1 Read the newsgroup: If you don't have a computer, now is the time to go out and buy one. When you get that box home, connect to the Internet and read the discussions and poker news on the Internet's rec.gambling.poker (RGP) newsgroup. While you'll find lots of social chatter and collateral postings, the Internet is the source of some incredibly creative ideas about poker.

These ideas, for the most part, are not circulated outside the newsgroup. It's not out of secrecy, mind you, it's just that RGP attracts very bright, creative, and insightful folks who enjoy talking poker. As a result, it's fertile ground for new ideas and concepts. Ideas are posted, and comments are swiftly fed back to the author. It's information at warp speed: That's what the Internet is all about. You can follow the growth and development of ideas as they are molded and shaped by some of the poker community's brightest thinkers and theorists. The Internet is a medium that you cannot ignore if you are serious about keeping up with the game's most current critical thinking and concepts.

I learned about Morton's Theorem on RGP. I witnessed its birth, saw it grow and develop, and made some adjustments to my game because of it. Only Andy Morton's untimely death led me to write a piece for Card Player about it. Andy was a friend, and the best way I knew to celebrate his life was to bring his ideas to an even wider audience. If Andy were alive, his theorem still would be known to RGPers, but probably not to the general poker-playing population.

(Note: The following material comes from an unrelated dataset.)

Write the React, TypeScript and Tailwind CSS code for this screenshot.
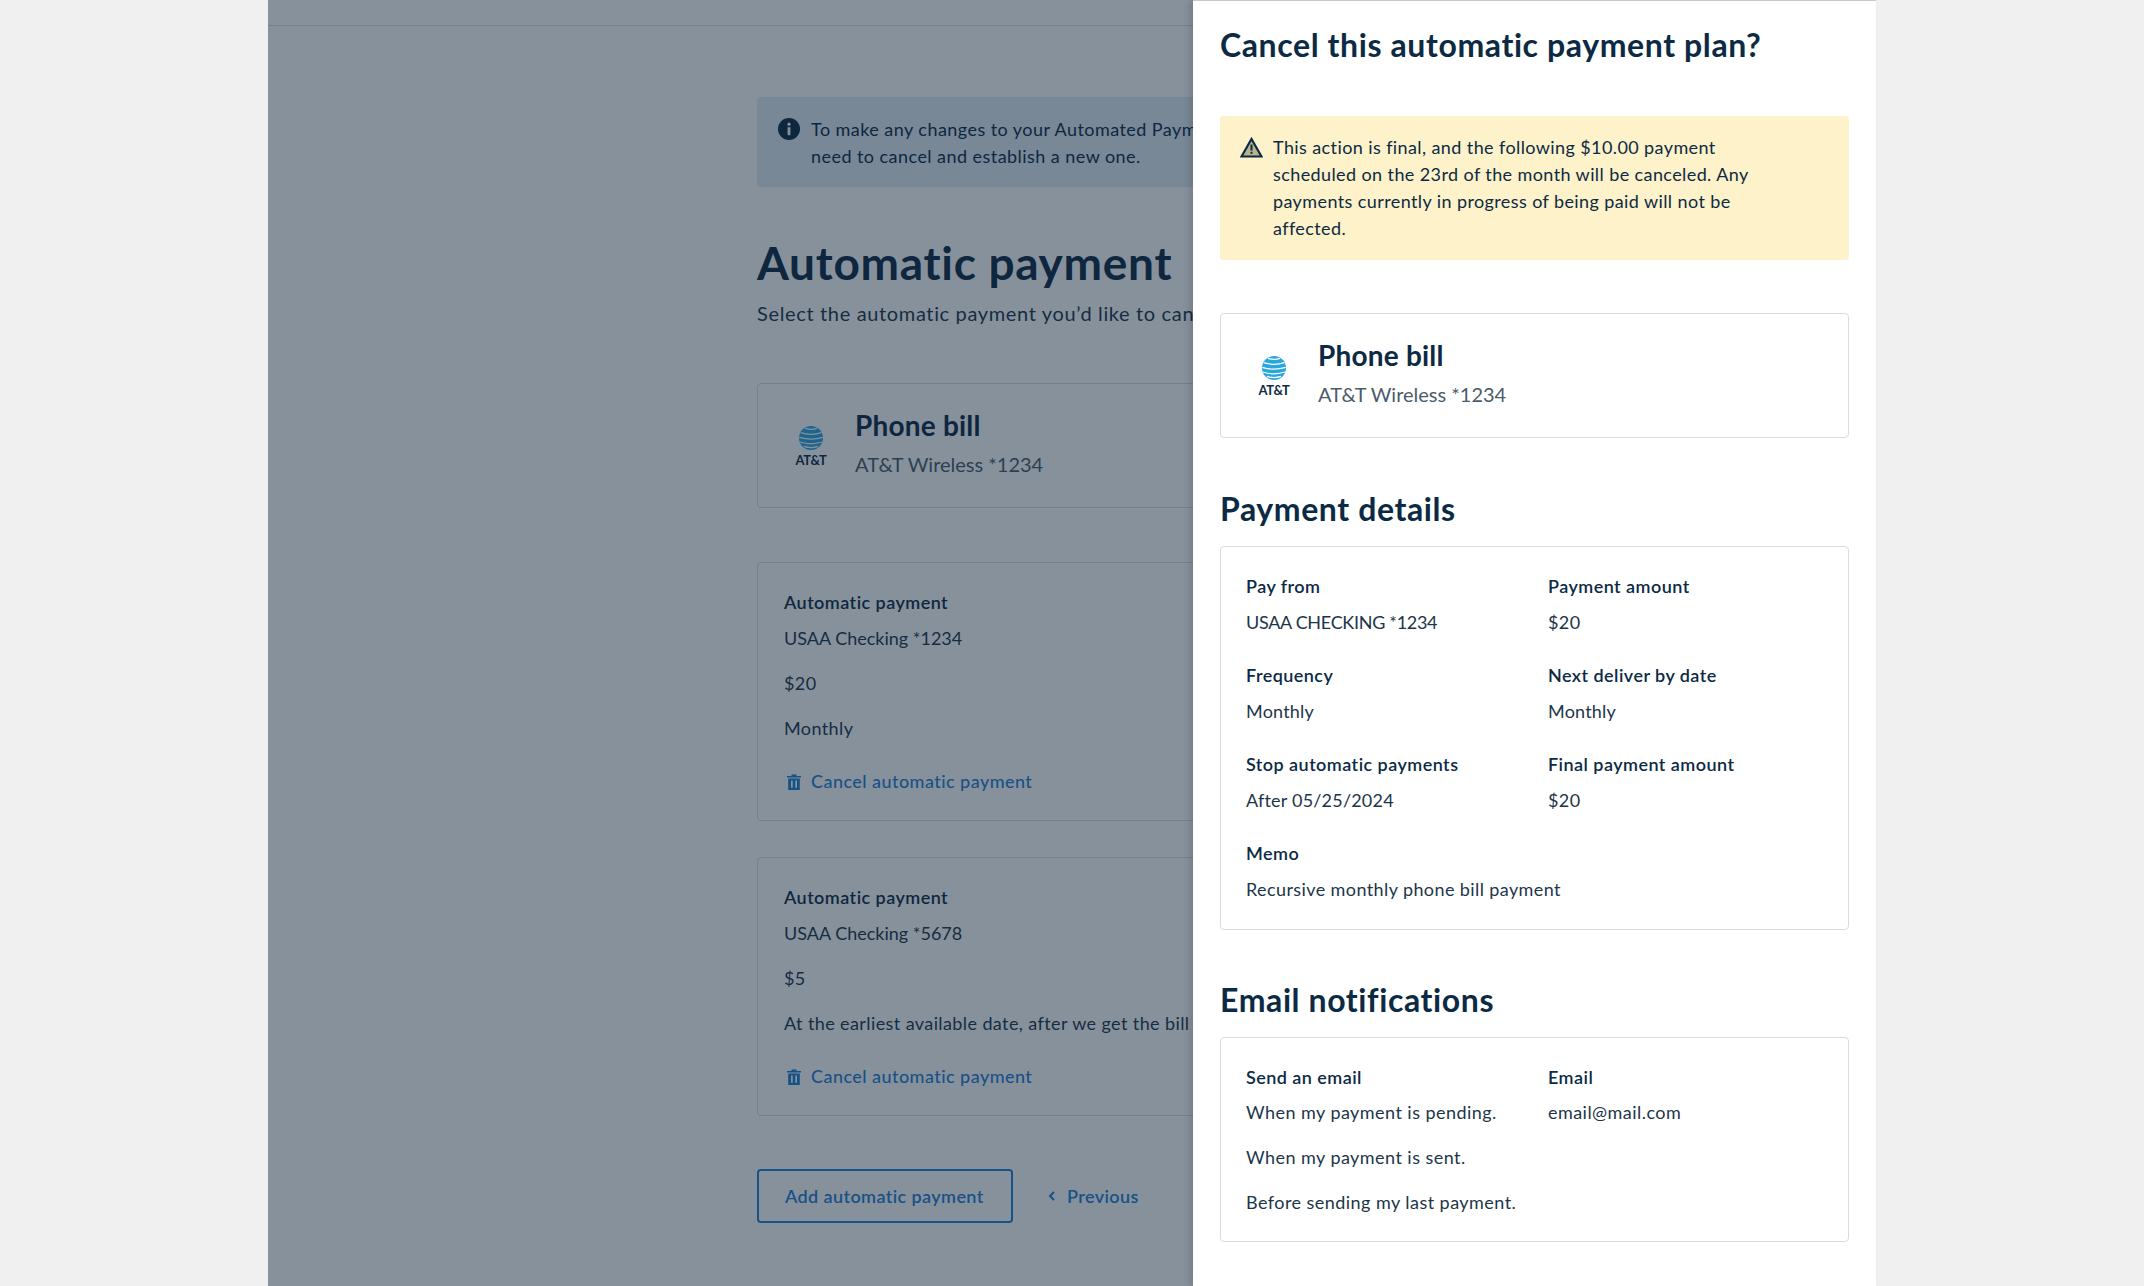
import React from 'react';

const font = { fontFamily: '"Lato", "Noto Sans", sans-serif' };

const AttLogo: React.FC<{ color: string; line: string }> = ({ color, line }) => (
  <div className="flex flex-col items-center w-[34px] pt-[1px]">
    <svg width="24" height="24" viewBox="0 0 24 24">
      <circle cx="12" cy="12" r="12" fill={color} />
      <path d="M6 2.4 Q12 4.4 18 2.4 M1.6 6.6 Q12 10 22.4 6.6 M0.2 11.4 Q12 15 23.8 11.4 M1 16 Q12 19.6 23 16 M5 20.4 Q12 22.8 19 20.4" stroke={line} strokeWidth="1.2" fill="none" />
    </svg>
    <span className="text-[13px] leading-[14px] font-bold mt-[3px] tracking-[-0.3px] text-[#0c2a44]">AT&amp;T</span>
  </div>
);

const TrashIcon = () => (
  <svg width="14" height="16" viewBox="0 0 14 16" fill="currentColor" className="shrink-0">
    <path d="M0 2h4.5V0.5h5V2H14v1.6H0z" />
    <path fillRule="evenodd" d="M1.2 4.4h11.6V16H1.2zM4 6.5v7.2h1.7V6.5zM8.3 6.5v7.2H10V6.5z" />
  </svg>
);

const PhoneCard: React.FC = () => (
  <div className="flex items-center h-[125px] border border-[#d9dcdf] rounded pl-[36px] bg-white">
    <AttLogo color="#2aa6df" line="#fff" />
    <div className="ml-[27px] mb-[8px]">
      <div className="text-[28px] leading-[40px] font-bold text-[#0c2a44] tracking-[0.2px]">Phone bill</div>
      <div className="text-[20px] leading-[30px] mt-[4px] text-[#4b5c6b]">AT&amp;T Wireless *1234</div>
    </div>
  </div>
);

const PlanCard: React.FC<{ account: string; amount: string; when: string }> = ({ account, amount, when }) => (
  <div className="border border-[#d9dcdf] rounded px-[26px] pt-[26px] h-[259px] w-[700px]">
    <div className="text-[18px] leading-[27px] font-semibold text-[#0c2a44] mb-[9px] tracking-[0.45px]">Automatic payment</div>
    <div className="text-[18px] leading-[27px] mb-[18px]">{account}</div>
    <div className="text-[18px] leading-[27px] mb-[18px] tracking-[0.4px]">{amount}</div>
    <div className="text-[18px] leading-[27px] mb-[26px] tracking-[0.4px] whitespace-nowrap">{when}</div>
    <a className="flex items-center gap-[10px] pl-[3px] text-[18px] leading-[27px] font-medium text-[#1f80d2] tracking-[0.45px]">
      <TrashIcon />
      Cancel automatic payment
    </a>
  </div>
);

const Field: React.FC<{ label: string; value: string; className?: string; valueClass?: string }> = ({
  label,
  value,
  className = '',
  valueClass = 'tracking-[0.4px]',
}) => (
  <div className={className}>
    <div className="text-[18px] leading-[27px] font-semibold text-[#0c2a44] mb-[9px] tracking-[0.45px]">{label}</div>
    <div className={`text-[18px] leading-[27px] ${valueClass}`}>{value}</div>
  </div>
);

const App: React.FC = () => {
  return (
    <div className="flex justify-center h-screen overflow-hidden bg-[#f0f0f0] text-[#1d3549]" style={font}>
      <div className="flex w-[1608px] h-full">
        {/* page behind the drawer */}
        <main className="relative w-[925px] h-full overflow-hidden bg-white">
          <div className="h-[26px] border-b border-[#d9dcdf]" />
          <div className="ml-[489px] w-[700px] pt-[71px]">
            <div className="flex h-[90px] rounded bg-[#e0ecf5] pl-[21px] pt-[19px] text-[18px] leading-[27px] tracking-[0.45px] text-[#0c2a44]">
              <svg width="22" height="22" viewBox="0 0 22 22" className="shrink-0 mt-[2px]">
                <circle cx="11" cy="11" r="11" fill="#0c2a44" />
                <circle cx="11" cy="6.2" r="1.6" fill="#fff" />
                <rect x="9.6" y="9.2" width="2.8" height="8" fill="#fff" />
              </svg>
              <div className="ml-[11px] whitespace-nowrap">
                To make any changes to your Automated Payment plan, you will
                <br />
                need to cancel and establish a new one.
              </div>
            </div>
            <h1 className="text-[46px] leading-[56px] font-bold text-[#0c2a44] mt-[48px] tracking-[0.7px]">Automatic payment</h1>
            <p className="text-[20px] leading-[30px] mt-[7px] tracking-[0.65px] whitespace-nowrap">Select the automatic payment you’d like to cancel.</p>
            <div className="mt-[55px]">
              <PhoneCard />
            </div>
            <div className="mt-[54px]">
              <PlanCard account="USAA Checking *1234" amount="$20" when="Monthly" />
            </div>
            <div className="mt-[36px]">
              <PlanCard account="USAA Checking *5678" amount="$5" when="At the earliest available date, after we get the bill" />
            </div>
            <div className="flex items-center mt-[53px] text-[#1f80d2]">
              <button className="w-[256px] h-[54px] border-2 border-[#1f80d2] rounded text-left pl-[26px] text-[18px] font-semibold tracking-[0.4px]">Add automatic payment</button>
              <span className="flex items-center ml-[34px] text-[18px] font-semibold tracking-[0.4px]">
                <svg width="10" height="12" viewBox="0 0 10 12" fill="none" stroke="currentColor" strokeWidth="2" className="mr-[10px]"><path d="M7 2 L3 6 L7 10" /></svg>
                Previous
              </span>
            </div>
          </div>
          <div className="absolute inset-0 bg-[#0f2339]/50" />
        </main>

        {/* cancel drawer */}
        <aside className="relative w-[683px] h-full bg-white border-t border-[#c4c9ce] pl-[27px] pr-[27px] shadow-[-4px_0_6px_rgba(0,0,0,0.12)]">
          <h2 className="text-[32px] leading-[44px] font-bold text-[#0c2a44] mt-[22px] tracking-[0.6px]">Cancel this automatic payment plan?</h2>
          <div className="flex mt-[49px] h-[144px] rounded bg-[#fdf2c9] pl-[20px] pt-[18px]">
            <svg width="23" height="21" viewBox="0 0 23 21" className="shrink-0 mt-[3px]">
              <path d="M11.5 2 L21.5 19.5 H1.5 Z" fill="#b8b38f" stroke="#0c2a44" strokeWidth="2.2" strokeLinejoin="miter" />
              <rect x="10.5" y="7.5" width="2" height="6" fill="#0c2a44" />
              <rect x="10.5" y="14.8" width="2" height="2" fill="#0c2a44" />
            </svg>
            <p className="ml-[10px] w-[480px] text-[18px] leading-[27px] tracking-[0.4px] text-[#0c2a44]">
              This action is final, and the following $10.00 payment scheduled on the 23rd of the month will be canceled. Any payments currently in progress of being paid will not be affected.
            </p>
          </div>
          <div className="mt-[53px]">
            <PhoneCard />
          </div>
          <h2 className="text-[32px] leading-[40px] font-bold text-[#0c2a44] mt-[51px] tracking-[0.6px]">Payment details</h2>
          <div className="border border-[#d9dcdf] rounded mt-[17px] h-[384px] pl-[25px] pr-[26px] pt-[26px]">
            <div className="grid grid-cols-[302px_1fr] gap-y-[26px]">
              <Field label="Pay from" value="USAA CHECKING *1234" valueClass="tracking-[-0.3px]" />
              <Field label="Payment amount" value="$20" />
              <Field label="Frequency" value="Monthly" valueClass="tracking-[0.2px]" />
              <Field label="Next deliver by date" value="Monthly" valueClass="tracking-[0.2px]" />
              <Field label="Stop automatic payments" value="After 05/25/2024" valueClass="tracking-[0.2px]" />
              <Field label="Final payment amount" value="$20" />
              <Field label="Memo" value="Recursive monthly phone bill payment" className="col-span-2" />
            </div>
          </div>
          <h2 className="text-[32px] leading-[40px] font-bold text-[#0c2a44] mt-[50px] tracking-[0.6px]">Email notifications</h2>
          <div className="border border-[#d9dcdf] rounded mt-[17px] h-[205px] pl-[25px] pr-[26px] pt-[26px]">
            <div className="grid grid-cols-[302px_1fr]">
              <div>
                <div className="text-[18px] leading-[27px] font-semibold text-[#0c2a44] mb-[8px] tracking-[0.45px]">Send an email</div>
                <div className="text-[18px] leading-[27px] mb-[18px] tracking-[0.45px]">When my payment is pending.</div>
                <div className="text-[18px] leading-[27px] mb-[18px] tracking-[0.45px]">When my payment is sent.</div>
                <div className="text-[18px] leading-[27px] tracking-[0.45px]">Before sending my last payment.</div>
              </div>
              <div>
                <div className="text-[18px] leading-[27px] font-semibold text-[#0c2a44] mb-[8px] tracking-[0.45px]">Email</div>
                <div className="text-[18px] leading-[27px] tracking-[0.45px]">email@mail.com</div>
              </div>
            </div>
          </div>
        </aside>
      </div>
    </div>
  );
};

export default App;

2 Practice with computerized software: No matter how many hands you play at the table, using Wilson Software's Turbo Texas Hold'em to practice against lifelike opponents and run simulations that will test your own theories is almost a requirement if you want to jump-start your game. Computers can do things that we never can, simply because simulations run so much faster than real games can be played. I've run experiments in which I've simulated a lifetime of Hold'em. I suppose that I could have tested a hypothesis or two by playing eight hours a day, five days a week, for 30 years, but what good would the knowledge have been to me when I concluded my research? It might be helpful, I suppose, if poker is played in the afterlife, but I'm more concerned with earthly uses for my know-how. Wilson's software is simply terrific, and using it will improve your play. If you are not using this product to better your game, someone else is - and he's gaining an edge as a result.

3 Read all of the books: I hear players eschew books all the time at the poker table. "I've played 20 years," they grumble, "and I don't need books to teach me about the game." Yet, it's these very players who think that a deck change is going to improve their luck, or that a certain dealer has it in for them. Sheeesh! These guys have been making the same mistakes for the past 20 years, and their know-nothing attitude ensures that they will repeat this unproductive, mindless behavior for the next two decades. There are lots of good poker books out there - mine among them - and I'd suggest that you read them all. If you get just one good idea from a book, it will return the cost of its purchase many times over. Poker books are not an expense, they are an investment - one that's absolutely critical for improving your game.

4 Think about the game: Think when you're at the table, away from the table, and whenever you're not involved in a hand. Watch your opponents. Remember what kinds of hands they are willing to enter pots with in early, middle, and late position. See if they are calling stations or are susceptible to bluffing. Learn their proclivities and patterns, and plan your strategy accordingly. You won't be very successful bluffing someone who calls all the time, and you only hurt yourself if you fail to bet for value against someone who calls far too often with weak hands.

Think about your own play, too. Review hands that you've won and hands that you've lost. Determine whether there were alternative plays that would have resulted in a bigger win, or saved a bet or two if you lost. The line between winning or losing one big bet per hour is a fine one. Concentration may be all that's required to become a winning player. After all, I'm thinking at the table, and so are most of the other winning players you'll encounter.

5 Focus on things that matter: If you pay attention to the wrong things, the very best you can hope for is to get lucky. Getting a deck change won't help you win. It won't cause you to lose, either, but why concentrate on something that is of absolutely no value at all?

Poker tables are full of bad-beat stories. By now, you've probably heard them all. Why waste time grousing about the fact that your opponent got lucky? We all take turns getting lucky. That's not the point. Instead, think about what you might have done to knock him out of the pot so that he wouldn't have had a chance to draw out on you. That matters!

So, your opponent took the worst of it and got lucky - so what? In the long run, you'll take his money most of the time. Don't fret. Think about how you played, and think about what you might have done differently to influence the outcome. Thinking about luck, a deck change, or a dealer who's always bad news for you is completely unproductive. It's like howling at the moon. It may feel good to do it, but ultimately, it's silly and self-indulgent, and it won't help you win.

Face it, nothing will make you an expert overnight, but there are a number of shortcuts along the road to poker excellence. Some of them require investments. Computers, software, books - none of them come cheaply. But you will lose much more than you would ever invest in your own skill-building and development if you fail to invest in these tools. If poker matters to you - if you really want to become a winning player, and not just wish you were - you owe it to yourself to take the steps that matter.